For this week’s Flashback Friday post, I’m happy to have SF/F author, Janine Southard, here for a guest post on how Lest Darkness Fall by influenced her as a writer.
I have a competency kink. (Where characters in novels are concerned.)
So when Raven Oak suggested I write a Flashback Friday post about a book I loved in younger days and which influences my work now, I had an immediate answer:
Lest Darkness Fall by L. Sprague deCamp.
In this novel, an archeologist is transported back in time to Ancient Rome. He immediately makes a place for himself by becoming the world’s first distiller. Yes, in order to make enough money to live, he invents distillery. (And, in the process of acquiring startup capital, he teaches his moneylender to do double-entry bookkeeping… a useful skill later when he can quickly check who is embezzling from his estate.)
This isn’t so basic as you may think. He has to know all the theory, acquire copper (for tubes), and then teach the metal casters to make those tubes.
He then proceeds to invent the printing press (and, incidentally, paper) and the telegraph system… all in an effort to avoid the dark ages.
When I was younger, I assumed that I too would know how to do all of these things when I was a proper adult. Sure, in high school I didn’t know how to fumigate my own house (even with help from a knowledgeable Home Depot employee who would know the correct chemicals to use), but surely I would learn.
Heck, my parents bought me a new copy of the paperback when I went off to college, so they must have agreed!

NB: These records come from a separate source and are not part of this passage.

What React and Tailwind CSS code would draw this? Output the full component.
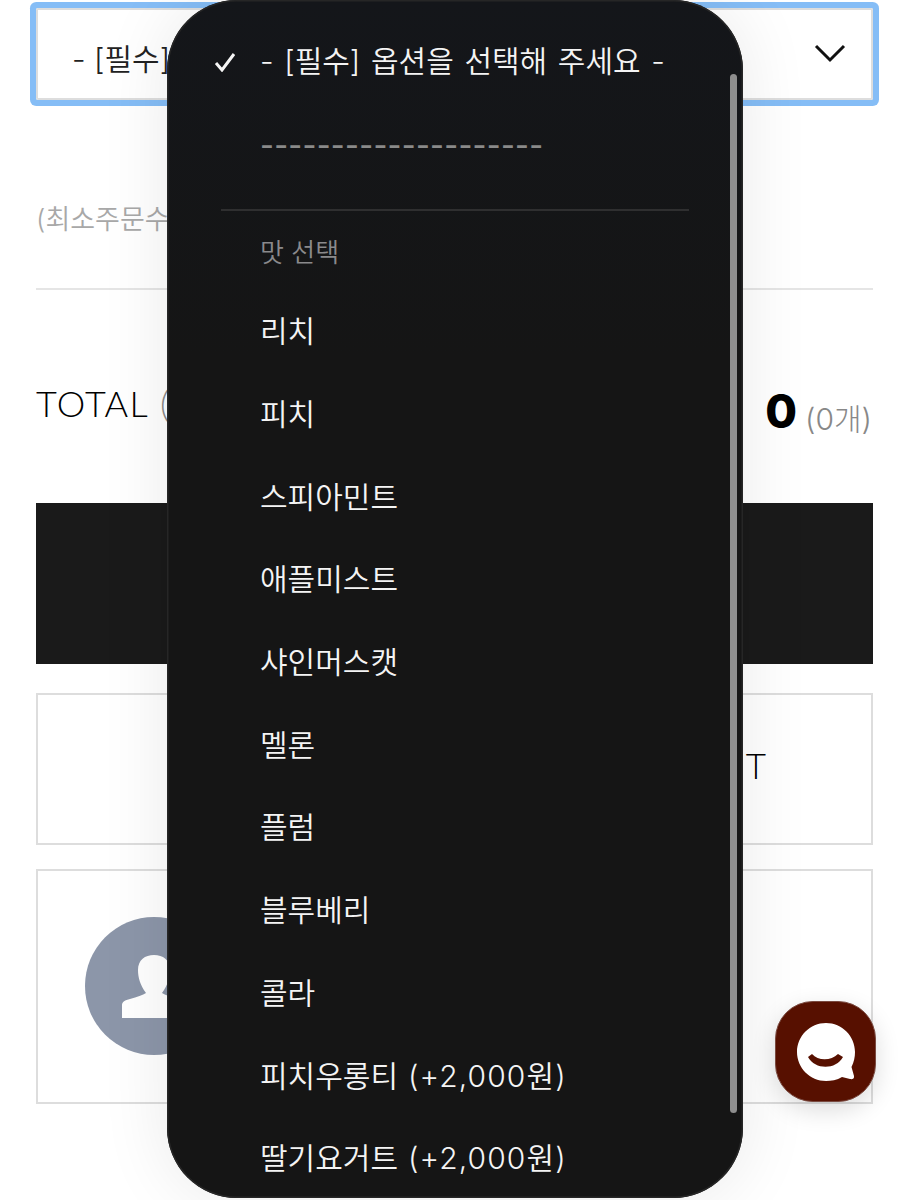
import React from "react";

const KR = { fontFamily: 'Inter, "Noto Sans CJK KR", sans-serif' };
const items = [["리치"],["피치"],["스피아민트"],["애플미스트"],["샤인머스캣"],["멜론"],["플럼"],["블루베리"],["콜라"],["피치우롱티","(+2,000원)"],["딸기요거트","(+2,000원)"]];

export default function App() {
  return (
    <div className="relative h-[1200px] w-[909px] overflow-hidden bg-white text-black" style={KR}>
      <div className="flex flex-col px-[36px]">
        <div className="mt-[8px] flex h-[92px] items-center justify-between rounded-[2px] border-2 border-[#dddddd] pl-[34px] pr-[24px] ring-[6px] ring-[#85bdf6]">
          <span className="mt-[10px] text-[30px] font-[350] leading-none text-[#222222]">- [필수]</span>
          <svg width="34" height="22" viewBox="0 0 34 22" fill="none" stroke="#111111" strokeWidth="3">
            <path d="M3 3 L17 17 L31 3" />
          </svg>
        </div>
        <div className="mt-[103px] text-[27px] font-[350] leading-[34px] text-[#a8a8a8]">(최소주문수</div>
        <div className="mt-[51px] h-[2px] bg-[#e5e5e5]" />
        <div className="mt-[93px] flex h-[46px] items-center justify-between">
          <span className="-mt-[6px] text-[36px] font-light leading-none tracking-[1.3px]" style={{ fontFamily: 'Lato, sans-serif' }}>
            TOTAL <span className="ml-[1px] text-[#888888]">(</span>
          </span>
          <span className="flex h-[46px] items-center gap-[8px] pr-[1px]">
            <span className="mt-[10px] text-[46px] font-extrabold leading-none">0</span>
            <span className="mt-[26px] text-[30px] font-light leading-none text-[#888888]">(0개)</span>
          </span>
        </div>
        <div className="mt-[74px] h-[161px] bg-[#1a1a1a]" />
        <div className="mt-[29px] flex h-[152px] items-center justify-end border-2 border-[#dddddd] pr-[105px]">
          <span className="-mt-[8px] text-[35px] font-light leading-none" style={{ fontFamily: 'Lato, sans-serif' }}>T</span>
        </div>
        <div className="mt-[24px] flex h-[235px] items-center border-2 border-[#dddddd] pl-[47px]">
          <svg width="138" height="138" viewBox="0 0 138 138" className="-mt-[2px]" aria-hidden="true">
            <circle cx="69" cy="69" r="69" fill="#8c96a9" />
            <path d="M37 101 V88 C37 85 40 83 45 82 C52 80 58 78 61 76 C55 68 53 60 53 53 C53 43 60 38 69 38 C78 38 85 43 85 53 C85 60 83 68 77 76 C80 78 86 80 93 82 C98 83 101 85 101 88 V101 Z" fill="#ffffff" />
          </svg>
        </div>
      </div>

      <div className="absolute left-[167px] top-0 flex h-[1198px] w-[576px] flex-col overflow-hidden rounded-[70px] bg-[linear-gradient(#14161a,#151515_30%)] pl-[93px] text-[30px] font-[350] text-[#f4f4f4] shadow-[0_0_70px_rgba(0,0,0,0.09),inset_0_0_0_1.5px_#262626]">
        <div className="relative mt-[19px] flex h-[83px] shrink-0 items-center">
          <svg width="22" height="20" viewBox="0 0 22 20" className="absolute -left-[46px] top-[33px]" fill="none" stroke="#f5f5f5" strokeWidth="3">
            <path d="M2 11 L8 18 L20 2" />
          </svg>
          <span className="leading-none [word-spacing:2.2px]">- [필수] 옵션을 선택해 주세요 -</span>
        </div>
        <div className="flex h-[83px] shrink-0 items-center text-[#8a8a8a]">
          <span className="mt-[2px] font-medium leading-none tracking-[0.3px]">--------------------</span>
        </div>
        <div className="-ml-[39px] mt-[24px] h-[2px] w-[468px] shrink-0 bg-[#2f2f30]" />
        <div className="mt-[25px] shrink-0 text-[26px] leading-[34px] text-[#8a8a8c]">맛 선택</div>
        <div className="mt-[20px] flex shrink-0 flex-col">
          {items.map(([name, price]) => (
            <div key={name} className="flex h-[82.7px] shrink-0 items-center gap-[10px] leading-none">
              <span>{name}</span>
              {price && <span className="tracking-[1.1px]">{price}</span>}
            </div>
          ))}
        </div>
        <div className="absolute right-[6px] top-[74px] h-[1039px] w-[7px] rounded-full bg-[#8e8e8e]" />
      </div>

      <div className="absolute left-[775px] top-[1001px] flex h-[101px] w-[101px] items-center justify-center rounded-[38px] border border-[#7a4a40] bg-[#571000] shadow-[0_8px_24px_rgba(0,0,0,0.14)]">
        <svg width="60" height="60" viewBox="0 0 60 60" aria-label="chat">
          <path d="M30 1 C46 1 59 14 59 30 C59 35 58 40 55.500 45 L58 54 C58.500 57 56 57.500 54 57 L46 55 C41 58 35 59 30 59 C14 59 1 46 1 30 C1 14 14 1 30 1 Z" fill="#ffffff" />
          <path d="M12 35 L16 32 C22 39 35 39 42 32 L47 35 C40 48 19 48 12 35 Z" fill="#571000" />
        </svg>
      </div>
    </div>
  );
}
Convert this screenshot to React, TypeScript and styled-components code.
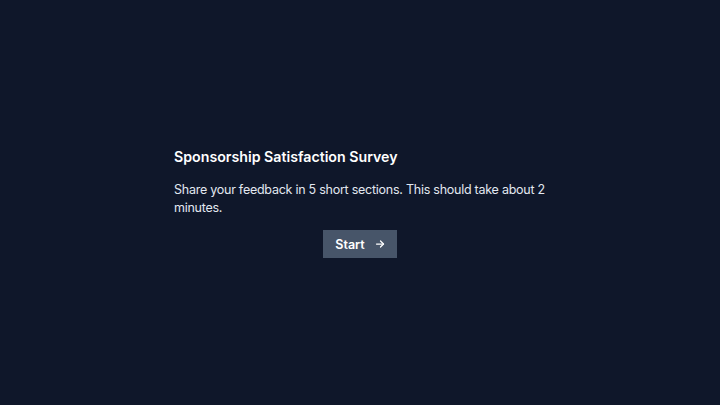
import React from "react"
import styled, { createGlobalStyle } from "styled-components"

const GlobalStyle = createGlobalStyle`
  html, body {
    margin: 0;
    padding: 0;
    background: #0f172a;
  }
  body {
    font-family: "Inter", "Noto Sans", sans-serif;
  }
`

const Screen = styled.div`
  width: 100%;
  height: 100vh;
  display: flex;
  align-items: center;
  justify-content: center;
  background: #0f172a;
`

const Card = styled.div`
  width: 372px;
  display: flex;
  flex-direction: column;
`

const Title = styled.h1`
  margin: 0 0 14px 0;
  font-size: 14.2px;
  line-height: 20px;
  font-weight: 600;
  color: #ffffff;
`

const Intro = styled.p`
  margin: 0 0 13px 0;
  font-size: 12.5px;
  line-height: 18px;
  letter-spacing: -0.25px;
  color: #e2e8f0;
`

const StartButton = styled.button`
  align-self: center;
  display: flex;
  align-items: center;
  gap: 9px;
  height: 28px;
  padding: 0 11px 0 12px;
  border: none;
  background: #475569;
  color: #ffffff;
  font-family: inherit;
  font-size: 12.5px;
  font-weight: 600;
  cursor: pointer;
`

function ArrowRight() {
  return (
    <svg width="12" height="12" viewBox="0 0 24 24" fill="none" stroke="currentColor" strokeWidth="2.5" strokeLinecap="round" strokeLinejoin="round">
      <path d="M5 12h14" />
      <path d="M13 6l6 6-6 6" />
    </svg>
  )
}

export default function App() {
  return (
    <>
      <GlobalStyle />
      <Screen>
        <Card>
          <Title>Sponsorship Satisfaction Survey</Title>
          <Intro>Share your feedback in 5 short sections. This should take about 2 minutes.</Intro>
          <StartButton>
            Start
            <ArrowRight />
          </StartButton>
        </Card>
      </Screen>
    </>
  )
}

Haha, no. I’d been hoodwinked. Even if inventing distillation occurred to me, I’d probably need to check Wikipedia a few times before coming up with something workable. So, it turns out that the one thing I’d truly loved about Lest Darkness Fall—a character using fairly standard knowledge to change the world around him—was never something I would personally be able to relate to.
But I can relate to an otherwise competent character being shoved out of her comfort zone. I like to assume I’m a competent novelist, but could I translate that into a situation where the antagonist says, “Build me a car from scrap parts or be immediately shot!”?
Combining this background of LDF with a desire to feel kinship with my main characters, my own novels often feature competent characters who have to learn more about… something.
For instance, my bewildered teenagers in The Hive Queen Saga may be book smart, but they can’t fly a spaceship (even with the manual right in front of them). And in my recent novel Cracked! A Magic iPhone Story, a 40 year old statistician gets hoodwinked into obsessive behavior by her sexy new iPhone. (You’d think she could set optimal schedules for herself, but no.)
Could any of these characters fumigate a house in Ancient Rome? No. But their confidence in one area of their lives teaches them that it’s possible to succeed elsewhere.
Me, I’m just faking it.
Click here to read other Flashback Friday posts by other authors including Jean Walker, GG Silverman, and more.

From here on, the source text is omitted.